Filmmaker wins €46,000 after his Irish island home is turned into parking lot while he’s away

By Shawn Pogatchnik, AP
Tuesday, November 10, 2009

Irishman wins €46,000 after island home disappears

DUBLIN — A Northern Ireland filmmaker has won €46,000 ($69,000) in damages after a judge ruled that his Irish island home was transformed into a parking lot while he was overseas for six years.

The case of 61-year-old Neville Presho captured national attention because of the apparent callousness of his treatment at the hands of the insular 170-strong community of remote Tory Island. Police investigating the vanished house found only a wall of silence.

Presho successfully sued developer and hotelier Patrick Doohan after he returned from New Zealand to find no trace of his six-bedroom property beside the island’s harbor.
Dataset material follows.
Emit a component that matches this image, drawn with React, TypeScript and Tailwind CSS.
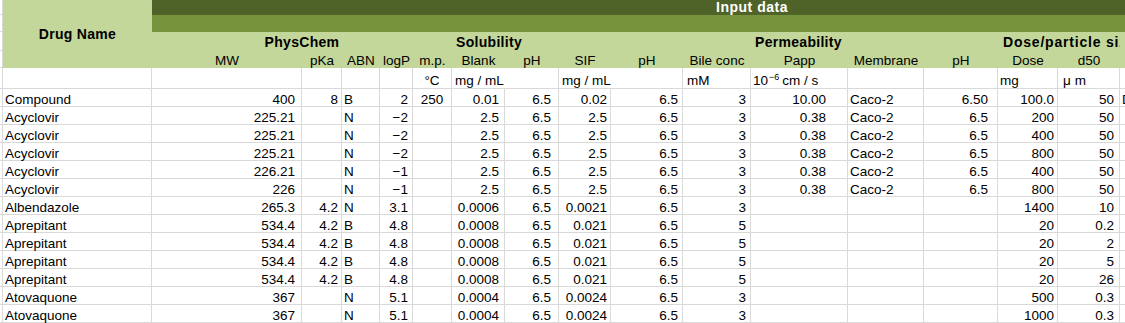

In its place stood a septic tank and parking lot for Doohan’s newly built 12-room hotel, which remains the only one today on Tory.

Presho said Tuesday that his mid-19th century stone-built home had become “a car park surrounded by boulders to prevent inebriated drivers from driving into the harbor.”

High Court Justice Roderick Murphy ruled that he couldn’t determine who set fire to Presho’s property in 1993 or knocked down its stone walls in the following months while Presho, his wife and two children were living 11,600 miles (18,700 kilometers) away.

Presho said he resettled in New Zealand in 1988 but returned after getting a 1994 letter from Donegal County Council — the nearest local authority for a northwest island that famously bills itself as a self-governing kingdom — warning that his Tory property had suffered mysterious damage.

Presho recalled how, as the passenger ferry arrived from the Irish mainland, he searched in panic but couldn’t see his home at all.

He soon learned that a neighbor with whom he had entrusted a key had permitted Doohan’s construction workers to live in his home while the neighboring hotel was being built.

While gathering testimony from March to July, Murphy determined that the workers left behind flammable materials in the property and the blaze was deliberate, but he couldn’t reach a conclusion as to who ignited it. Nor could he be certain who knocked down the shell that remained, although he noted that Doohan owned the only heavy construction equipment on the island.

The judge said police could not get island residents to cooperate with the investigation into the house’s gradual disappearance over a nine-month period, an event that “should have been obvious to all.”

The Associated Press left telephone messages for Doohan and his lawyer, John Cannon, but they were not returned. Cannon told the court Monday his client planned to appeal rather than pay.

Presho never achieved fame as a filmmaker — but produced, directed and co-wrote one that uncannily foreshadowed his own experience. His 1981 film “Desecration” told the story of an amateur archaeologist on an Irish island who toils to preserve its medieval castle, but his restoration work is destroyed by other islanders determined to develop a mine there instead.

Presho spoke wistfully Tuesday of his lost island retreat, where he could sit on his front doorstep watching the fishermen come and go in the harbor and the panorama beyond of the wild Atlantic and Donegal mainland.

But Presho said he doesn’t expect to live there again. Even if he does receive his court-ordered €46,000, that’s less than a fifth of the average house price in Ireland.

“You could build a really nice chicken coop with that sort of money,” he quipped, “but you’d have no money left over to buy the chickens.”